In the test data management service world, there are three kinds of data commonly used on projects. These are standard, erroneous, and extreme data. This article explores what each one is and how a test data management firm will employ each.
When creating a dataset for a project, standard data form the mainline. Standard data is correct in the sense that it reflects what the real-world data set shows. This sort of data is useful for tasks like training machine learning systems for projects. If you needed to build a fraud-detection program for a bank, for example, you'd need standard data to show what normal transactions look like.
Standard data is also regularly used in testing systems. Generally, a TDM provider will separate the data into pools for training, validation, and testing. You can then use the results from the testing phase to verify that your systems are working properly.
It's not enough to use standard data. You also need data that has quirks, bugs, and dissimilarities compared to the main set.

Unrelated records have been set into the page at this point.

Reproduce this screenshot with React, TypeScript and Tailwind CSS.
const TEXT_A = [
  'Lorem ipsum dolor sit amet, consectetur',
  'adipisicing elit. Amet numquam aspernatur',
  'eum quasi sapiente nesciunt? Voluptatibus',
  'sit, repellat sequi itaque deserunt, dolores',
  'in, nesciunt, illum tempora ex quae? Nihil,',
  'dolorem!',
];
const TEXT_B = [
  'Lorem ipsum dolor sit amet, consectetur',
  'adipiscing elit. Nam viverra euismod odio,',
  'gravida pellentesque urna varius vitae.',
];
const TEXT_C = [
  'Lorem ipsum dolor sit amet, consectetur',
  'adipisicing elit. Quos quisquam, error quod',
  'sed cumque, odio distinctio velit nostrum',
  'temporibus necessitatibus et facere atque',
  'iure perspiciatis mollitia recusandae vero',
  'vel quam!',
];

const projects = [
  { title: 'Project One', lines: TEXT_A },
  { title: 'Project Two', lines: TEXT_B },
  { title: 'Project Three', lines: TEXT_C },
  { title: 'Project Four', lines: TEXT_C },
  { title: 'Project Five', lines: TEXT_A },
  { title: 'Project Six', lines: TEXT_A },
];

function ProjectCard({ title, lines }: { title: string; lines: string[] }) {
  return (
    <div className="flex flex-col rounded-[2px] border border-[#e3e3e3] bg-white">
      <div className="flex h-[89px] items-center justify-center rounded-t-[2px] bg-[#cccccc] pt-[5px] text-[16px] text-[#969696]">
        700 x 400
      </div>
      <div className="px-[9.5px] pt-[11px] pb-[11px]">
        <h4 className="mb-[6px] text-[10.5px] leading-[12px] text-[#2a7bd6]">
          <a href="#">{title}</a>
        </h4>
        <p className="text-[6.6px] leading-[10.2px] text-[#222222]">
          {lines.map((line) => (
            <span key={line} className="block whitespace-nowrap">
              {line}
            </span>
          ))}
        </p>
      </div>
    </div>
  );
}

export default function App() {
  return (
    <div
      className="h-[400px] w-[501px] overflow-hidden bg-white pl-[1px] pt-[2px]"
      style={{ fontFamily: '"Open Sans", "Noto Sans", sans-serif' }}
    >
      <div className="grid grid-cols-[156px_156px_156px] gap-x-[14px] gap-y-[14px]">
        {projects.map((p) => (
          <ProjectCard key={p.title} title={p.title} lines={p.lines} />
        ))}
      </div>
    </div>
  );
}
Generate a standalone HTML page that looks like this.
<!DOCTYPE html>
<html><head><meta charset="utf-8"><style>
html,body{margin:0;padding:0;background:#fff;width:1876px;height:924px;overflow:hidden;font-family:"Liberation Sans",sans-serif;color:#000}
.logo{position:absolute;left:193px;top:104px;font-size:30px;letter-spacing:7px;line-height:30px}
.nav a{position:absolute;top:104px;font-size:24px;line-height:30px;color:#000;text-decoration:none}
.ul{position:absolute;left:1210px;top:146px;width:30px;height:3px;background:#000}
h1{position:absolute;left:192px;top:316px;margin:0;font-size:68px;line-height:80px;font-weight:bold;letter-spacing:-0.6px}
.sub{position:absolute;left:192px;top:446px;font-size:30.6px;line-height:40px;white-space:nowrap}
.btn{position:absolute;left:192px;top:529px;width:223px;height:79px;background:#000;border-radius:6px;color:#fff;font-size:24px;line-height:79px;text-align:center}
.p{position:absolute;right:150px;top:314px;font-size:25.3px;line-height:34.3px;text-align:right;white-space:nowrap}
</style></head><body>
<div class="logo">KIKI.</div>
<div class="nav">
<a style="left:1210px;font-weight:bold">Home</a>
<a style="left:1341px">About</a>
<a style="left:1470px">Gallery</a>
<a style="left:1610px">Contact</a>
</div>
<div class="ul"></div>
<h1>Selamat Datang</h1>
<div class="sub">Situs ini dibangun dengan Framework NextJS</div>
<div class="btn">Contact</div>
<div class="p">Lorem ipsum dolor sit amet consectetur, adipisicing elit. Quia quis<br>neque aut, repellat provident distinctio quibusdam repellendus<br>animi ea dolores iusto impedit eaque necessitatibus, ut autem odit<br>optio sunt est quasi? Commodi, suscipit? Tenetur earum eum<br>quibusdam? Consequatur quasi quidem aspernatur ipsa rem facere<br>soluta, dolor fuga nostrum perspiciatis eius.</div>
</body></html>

This serves several purposes. Foremost, it can allow you to detect outliers and anomalies. Secondly, by testing false assumptions, it can determine if a system is being too lax. Thirdly, highly buggy data can crash systems, helping you to spot where a program might need to be fixed. Finally, erroneous data can be used to confirm or throw out validation tests by flagging problems.
Some data exists within the correct set but at the periphery. This sort of testing data is invaluable because it helps you to determine just where the precision and accuracy levels are for a program. If a lot of extreme data points are being detected properly, you know you're getting very good results. Conversely, a system that isn't catching most of the extreme data points might need a bit of tightening.
Why It Matters?
It's very easy to deploy computerized solutions and assume the machines are doing great work. This is a dangerous assumption in even the best of circumstances. Many programs will look like they're working fine right up until a perfect set of conditions appears. Especially with mission-critical applications, you don't want to discover these kinds of issues only once a system has made it into production.
Test data management allows you to apply a scientific approach to figuring out potential problems with a system. You will also be able to assemble reports and show your work to other stakeholders.